[Source excerpt]
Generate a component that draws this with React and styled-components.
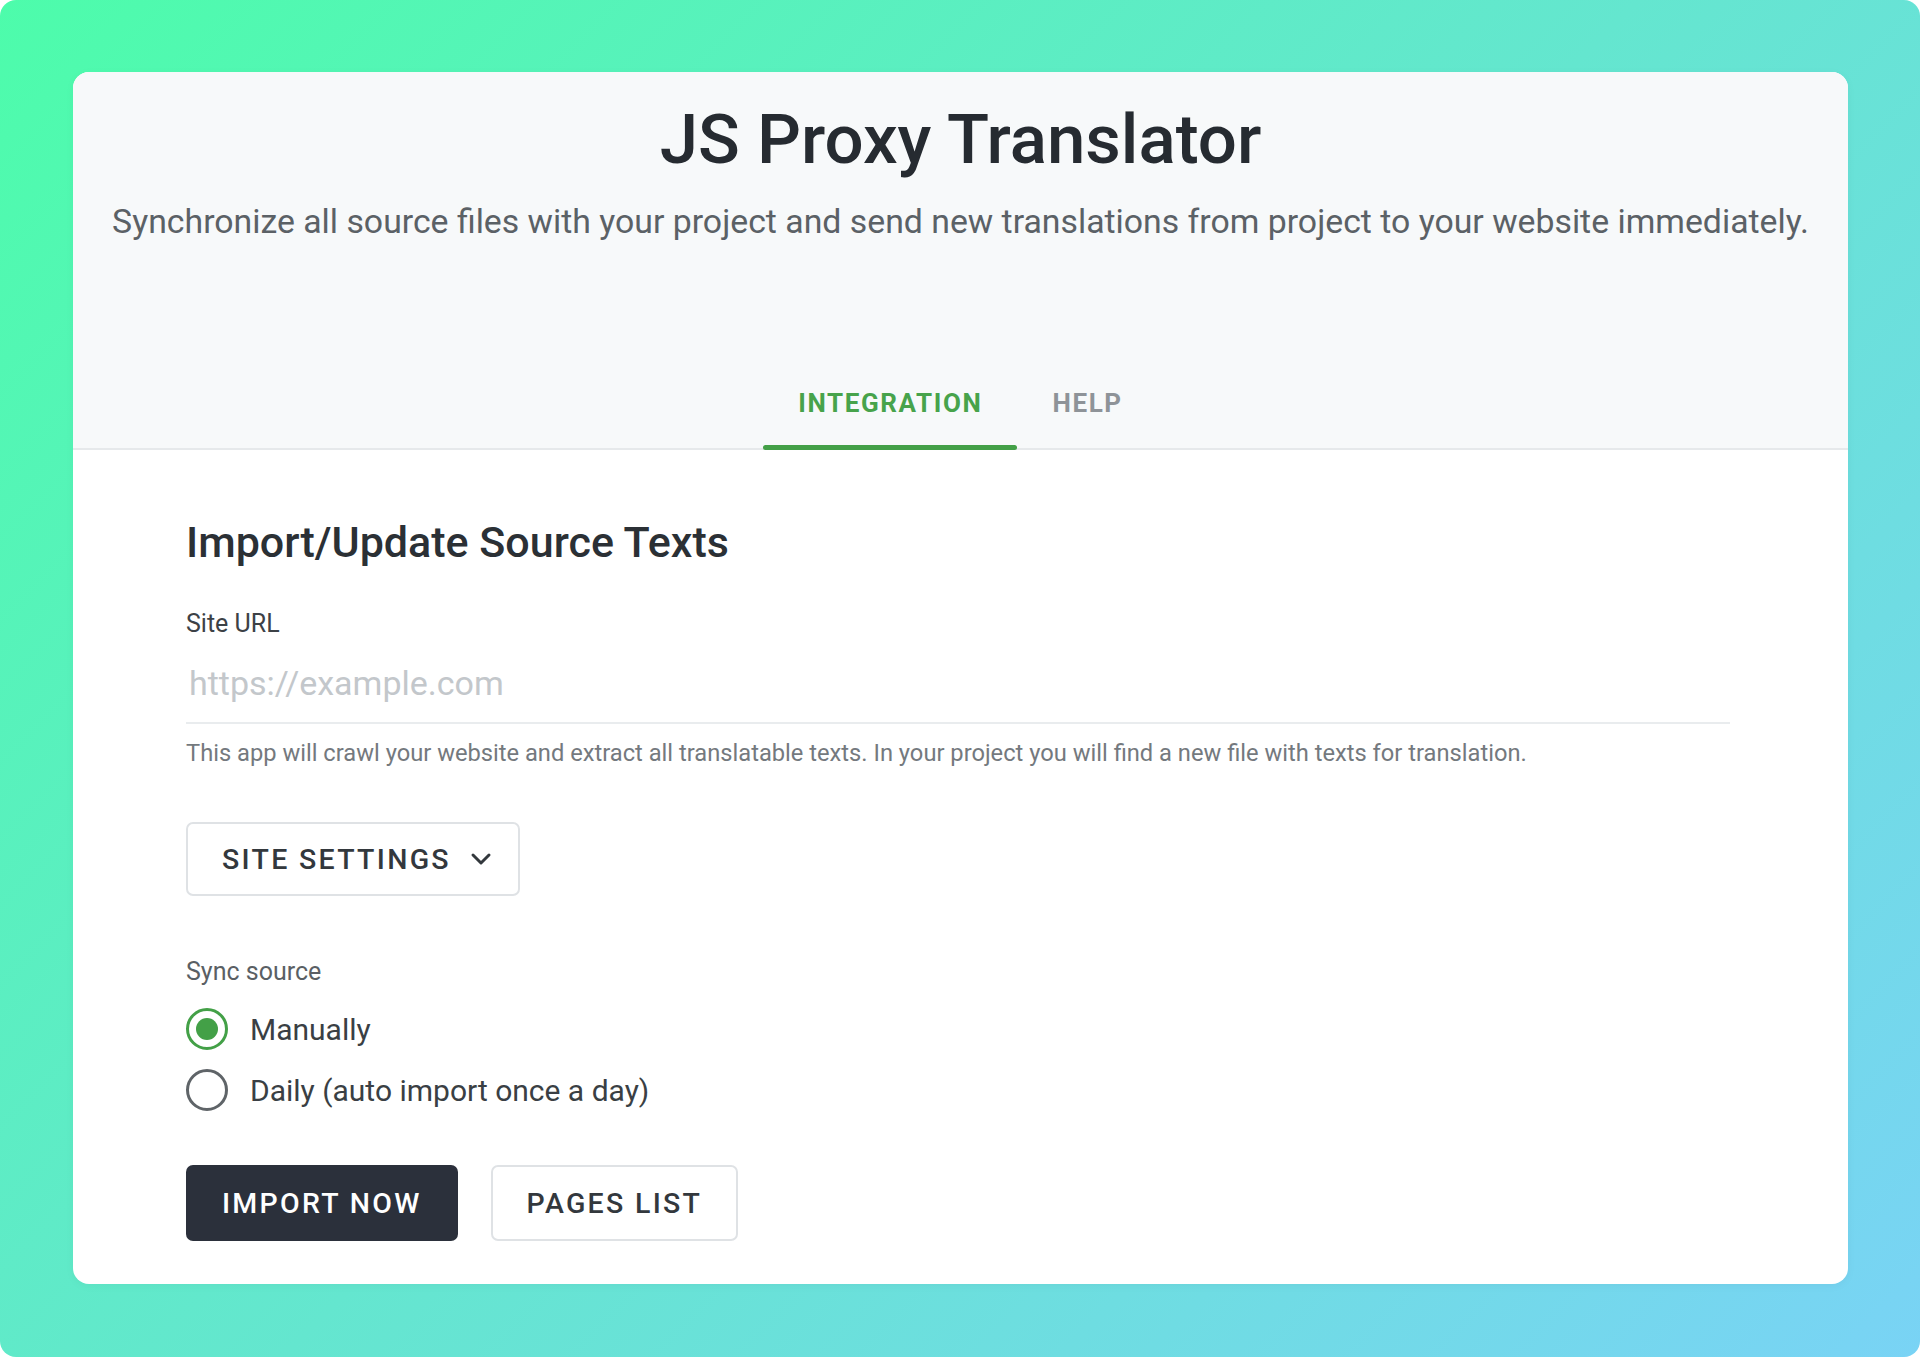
import React, { useState } from "react";
import styled, { createGlobalStyle } from "styled-components";

const GlobalStyle = createGlobalStyle`
  html, body { margin: 0; padding: 0; background: #ffffff; }
  body { font-family: Roboto, "Noto Sans", "Liberation Sans", sans-serif; -webkit-font-smoothing: antialiased; }
  * { box-sizing: border-box; }
`;

const Page = styled.div`
  width: 1920px;
  height: 1357px;
  border-radius: 16px;
  background: linear-gradient(135deg, #4dfcab 0%, #64e6cf 50%, #79d3f5 100%);
  padding: 72px 72px 0 73px;
`;

const Card = styled.div`
  background: #ffffff;
  border-radius: 16px;
  overflow: hidden;
  box-shadow: 0 2px 10px rgba(0, 0, 0, 0.04);
`;

const Header = styled.header`
  background: #f7f9fa;
  border-bottom: 2px solid #e6e9eb;
  display: flex;
  flex-direction: column;
  align-items: center;
  padding-top: 28px;
`;

const Title = styled.h1`
  margin: 0;
  font-size: 69px;
  line-height: 80px;
  font-weight: 500;
  color: #262b31;
`;

const Subtitle = styled.p`
  margin: 22px 0 0;
  font-size: 33.8px;
  line-height: 40px;
  font-weight: 400;
  color: #5b6166;
  white-space: nowrap;
`;

const Tabs = styled.nav`
  display: flex;
  margin-top: 116px;
`;

const Tab = styled.button`
  position: relative;
  height: 90px;
  padding: 0 35px;
  border: none;
  background: transparent;
  font-family: inherit;
  font-size: 26px;
  font-weight: 700;
  letter-spacing: 1.6px;
  color: ${(p) => (p.$active ? "#47a34b" : "#8e9398")};
  cursor: pointer;
  &::after {
    content: "";
    position: absolute;
    left: 0;
    right: 0;
    bottom: -2px;
    height: 5px;
    border-radius: 3px;
    background: ${(p) => (p.$active ? "#43a047" : "transparent")};
  }
`;

const Body = styled.section`
  padding: 67px 118px 43px 113px;
  display: flex;
  flex-direction: column;
  align-items: flex-start;
`;

const SectionTitle = styled.h2`
  margin: 0;
  font-size: 43px;
  line-height: 50px;
  font-weight: 500;
  color: #2b3035;
`;

const FieldLabel = styled.label`
  display: block;
  margin-top: ${(p) => p.$top}px;
  font-size: 25px;
  line-height: 30px;
  color: ${(p) => p.$color || "#3c4146"};
`;

const UrlInput = styled.input`
  display: block;
  width: 100%;
  margin-top: 24px;
  padding: 0 0 19px 3px;
  height: 61px;
  border: none;
  border-bottom: 2px solid #e9ecee;
  outline: none;
  background: transparent;
  font-family: inherit;
  font-size: 34px;
  line-height: 40px;
  color: #2b3035;
  &::placeholder { color: #c3c7cb; }
`;

const Helper = styled.p`
  margin: 15px 0 0;
  font-size: 23.7px;
  line-height: 28px;
  color: #74797e;
`;

const OutlineButton = styled.button`
  display: inline-flex;
  align-items: center;
  justify-content: center;
  gap: 19px;
  height: ${(p) => p.$h || 76}px;
  padding: 0 ${(p) => p.$pr || 34}px 0 34px;
  border: 2px solid #dfe2e5;
  border-radius: 7px;
  background: #ffffff;
  font-family: inherit;
  font-size: 28.5px;
  font-weight: 500;
  letter-spacing: 2.3px;
  color: #33383d;
  cursor: pointer;
`;

const SettingsButton = styled(OutlineButton)`
  margin-top: 55px;
`;

const RadioGroup = styled.div`
  display: flex;
  flex-direction: column;
  gap: 15px;
  margin-top: 19px;
`;

const RadioRow = styled.label`
  display: flex;
  align-items: center;
  gap: 22px;
  height: 46px;
  font-size: 30px;
  color: #3a3f44;
  cursor: pointer;
`;

const RadioCircle = styled.span`
  width: 42px;
  height: 42px;
  border-radius: 50%;
  border: 3px solid ${(p) => (p.$checked ? "#43a047" : "#5f6468")};
  display: flex;
  align-items: center;
  justify-content: center;
  &::after {
    content: "";
    width: 22px;
    height: 22px;
    border-radius: 50%;
    background: ${(p) => (p.$checked ? "#43a047" : "transparent")};
  }
`;

const Actions = styled.div`
  display: flex;
  gap: 33px;
  margin-top: 52px;
`;

const PrimaryButton = styled.button`
  height: 76px;
  padding: 0 36px;
  border: none;
  border-radius: 7px;
  background: #2b303b;
  font-family: inherit;
  font-size: 28.5px;
  font-weight: 500;
  letter-spacing: 2.3px;
  color: #ffffff;
  cursor: pointer;
`;

const Chevron = () => (
  <svg width="22" height="14" viewBox="0 0 22 14" fill="none" stroke="#33383d" strokeWidth="3" strokeLinecap="round" strokeLinejoin="round">
    <path d="M3 3l8 8 8-8" />
  </svg>
);

export default function App() {
  const [tab, setTab] = useState("integration");
  const [sync, setSync] = useState("manual");
  return (
    <>
      <GlobalStyle />
      <Page>
        <Card>
          <Header>
            <Title>JS Proxy Translator</Title>
            <Subtitle>
              Synchronize all source files with your project and send new translations from project to your website immediately.
            </Subtitle>
            <Tabs>
              <Tab $active={tab === "integration"} onClick={() => setTab("integration")}>INTEGRATION</Tab>
              <Tab $active={tab === "help"} onClick={() => setTab("help")}>HELP</Tab>
            </Tabs>
          </Header>
          <Body>
            <SectionTitle>Import/Update Source Texts</SectionTitle>
            <FieldLabel $top={42} htmlFor="site-url">Site URL</FieldLabel>
            <UrlInput id="site-url" placeholder="https://example.com" />
            <Helper>
              This app will crawl your website and extract all translatable texts. In your project you will find a new file with texts for translation.
            </Helper>
            <SettingsButton $h={74} $pr={26}>
              SITE SETTINGS <Chevron />
            </SettingsButton>
            <FieldLabel $top={61} $color="#5a5f64">Sync source</FieldLabel>
            <RadioGroup>
              <RadioRow onClick={() => setSync("manual")}>
                <RadioCircle $checked={sync === "manual"} />
                Manually
              </RadioRow>
              <RadioRow onClick={() => setSync("daily")}>
                <RadioCircle $checked={sync === "daily"} />
                Daily (auto import once a day)
              </RadioRow>
            </RadioGroup>
            <Actions>
              <PrimaryButton>IMPORT NOW</PrimaryButton>
              <OutlineButton>PAGES LIST</OutlineButton>
            </Actions>
          </Body>
        </Card>
      </Page>
    </>
  );
}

[Work required] Transcribe the whole listing exactly. Pictures stay out of your copy.

[Expected answer]
Generate a component that draws this with React and styled-components.
import React, { useState } from "react";
import styled, { createGlobalStyle } from "styled-components";

const GlobalStyle = createGlobalStyle`
  html, body { margin: 0; padding: 0; background: #ffffff; }
  body { font-family: Roboto, "Noto Sans", "Liberation Sans", sans-serif; -webkit-font-smoothing: antialiased; }
  * { box-sizing: border-box; }
`;

const Page = styled.div`
  width: 1920px;
  height: 1357px;
  border-radius: 16px;
  background: linear-gradient(135deg, #4dfcab 0%, #64e6cf 50%, #79d3f5 100%);
  padding: 72px 72px 0 73px;
`;

const Card = styled.div`
  background: #ffffff;
  border-radius: 16px;
  overflow: hidden;
  box-shadow: 0 2px 10px rgba(0, 0, 0, 0.04);
`;

const Header = styled.header`
  background: #f7f9fa;
  border-bottom: 2px solid #e6e9eb;
  display: flex;
  flex-direction: column;
  align-items: center;
  padding-top: 28px;
`;

const Title = styled.h1`
  margin: 0;
  font-size: 69px;
  line-height: 80px;
  font-weight: 500;
  color: #262b31;
`;

const Subtitle = styled.p`
  margin: 22px 0 0;
  font-size: 33.8px;
  line-height: 40px;
  font-weight: 400;
  color: #5b6166;
  white-space: nowrap;
`;

const Tabs = styled.nav`
  display: flex;
  margin-top: 116px;
`;

const Tab = styled.button`
  position: relative;
  height: 90px;
  padding: 0 35px;
  border: none;
  background: transparent;
  font-family: inherit;
  font-size: 26px;
  font-weight: 700;
  letter-spacing: 1.6px;
  color: ${(p) => (p.$active ? "#47a34b" : "#8e9398")};
  cursor: pointer;
  &::after {
    content: "";
    position: absolute;
    left: 0;
    right: 0;
    bottom: -2px;
    height: 5px;
    border-radius: 3px;
    background: ${(p) => (p.$active ? "#43a047" : "transparent")};
  }
`;

const Body = styled.section`
  padding: 67px 118px 43px 113px;
  display: flex;
  flex-direction: column;
  align-items: flex-start;
`;

const SectionTitle = styled.h2`
  margin: 0;
  font-size: 43px;
  line-height: 50px;
  font-weight: 500;
  color: #2b3035;
`;

const FieldLabel = styled.label`
  display: block;
  margin-top: ${(p) => p.$top}px;
  font-size: 25px;
  line-height: 30px;
  color: ${(p) => p.$color || "#3c4146"};
`;

const UrlInput = styled.input`
  display: block;
  width: 100%;
  margin-top: 24px;
  padding: 0 0 19px 3px;
  height: 61px;
  border: none;
  border-bottom: 2px solid #e9ecee;
  outline: none;
  background: transparent;
  font-family: inherit;
  font-size: 34px;
  line-height: 40px;
  color: #2b3035;
  &::placeholder { color: #c3c7cb; }
`;

const Helper = styled.p`
  margin: 15px 0 0;
  font-size: 23.7px;
  line-height: 28px;
  color: #74797e;
`;

const OutlineButton = styled.button`
  display: inline-flex;
  align-items: center;
  justify-content: center;
  gap: 19px;
  height: ${(p) => p.$h || 76}px;
  padding: 0 ${(p) => p.$pr || 34}px 0 34px;
  border: 2px solid #dfe2e5;
  border-radius: 7px;
  background: #ffffff;
  font-family: inherit;
  font-size: 28.5px;
  font-weight: 500;
  letter-spacing: 2.3px;
  color: #33383d;
  cursor: pointer;
`;

const SettingsButton = styled(OutlineButton)`
  margin-top: 55px;
`;

const RadioGroup = styled.div`
  display: flex;
  flex-direction: column;
  gap: 15px;
  margin-top: 19px;
`;

const RadioRow = styled.label`
  display: flex;
  align-items: center;
  gap: 22px;
  height: 46px;
  font-size: 30px;
  color: #3a3f44;
  cursor: pointer;
`;

const RadioCircle = styled.span`
  width: 42px;
  height: 42px;
  border-radius: 50%;
  border: 3px solid ${(p) => (p.$checked ? "#43a047" : "#5f6468")};
  display: flex;
  align-items: center;
  justify-content: center;
  &::after {
    content: "";
    width: 22px;
    height: 22px;
    border-radius: 50%;
    background: ${(p) => (p.$checked ? "#43a047" : "transparent")};
  }
`;

const Actions = styled.div`
  display: flex;
  gap: 33px;
  margin-top: 52px;
`;

const PrimaryButton = styled.button`
  height: 76px;
  padding: 0 36px;
  border: none;
  border-radius: 7px;
  background: #2b303b;
  font-family: inherit;
  font-size: 28.5px;
  font-weight: 500;
  letter-spacing: 2.3px;
  color: #ffffff;
  cursor: pointer;
`;

const Chevron = () => (
  <svg width="22" height="14" viewBox="0 0 22 14" fill="none" stroke="#33383d" strokeWidth="3" strokeLinecap="round" strokeLinejoin="round">
    <path d="M3 3l8 8 8-8" />
  </svg>
);

export default function App() {
  const [tab, setTab] = useState("integration");
  const [sync, setSync] = useState("manual");
  return (
    <>
      <GlobalStyle />
      <Page>
        <Card>
          <Header>
            <Title>JS Proxy Translator</Title>
            <Subtitle>
              Synchronize all source files with your project and send new translations from project to your website immediately.
            </Subtitle>
            <Tabs>
              <Tab $active={tab === "integration"} onClick={() => setTab("integration")}>INTEGRATION</Tab>
              <Tab $active={tab === "help"} onClick={() => setTab("help")}>HELP</Tab>
            </Tabs>
          </Header>
          <Body>
            <SectionTitle>Import/Update Source Texts</SectionTitle>
            <FieldLabel $top={42} htmlFor="site-url">Site URL</FieldLabel>
            <UrlInput id="site-url" placeholder="https://example.com" />
            <Helper>
              This app will crawl your website and extract all translatable texts. In your project you will find a new file with texts for translation.
            </Helper>
            <SettingsButton $h={74} $pr={26}>
              SITE SETTINGS <Chevron />
            </SettingsButton>
            <FieldLabel $top={61} $color="#5a5f64">Sync source</FieldLabel>
            <RadioGroup>
              <RadioRow onClick={() => setSync("manual")}>
                <RadioCircle $checked={sync === "manual"} />
                Manually
              </RadioRow>
              <RadioRow onClick={() => setSync("daily")}>
                <RadioCircle $checked={sync === "daily"} />
                Daily (auto import once a day)
              </RadioRow>
            </RadioGroup>
            <Actions>
              <PrimaryButton>IMPORT NOW</PrimaryButton>
              <OutlineButton>PAGES LIST</OutlineButton>
            </Actions>
          </Body>
        </Card>
      </Page>
    </>
  );
}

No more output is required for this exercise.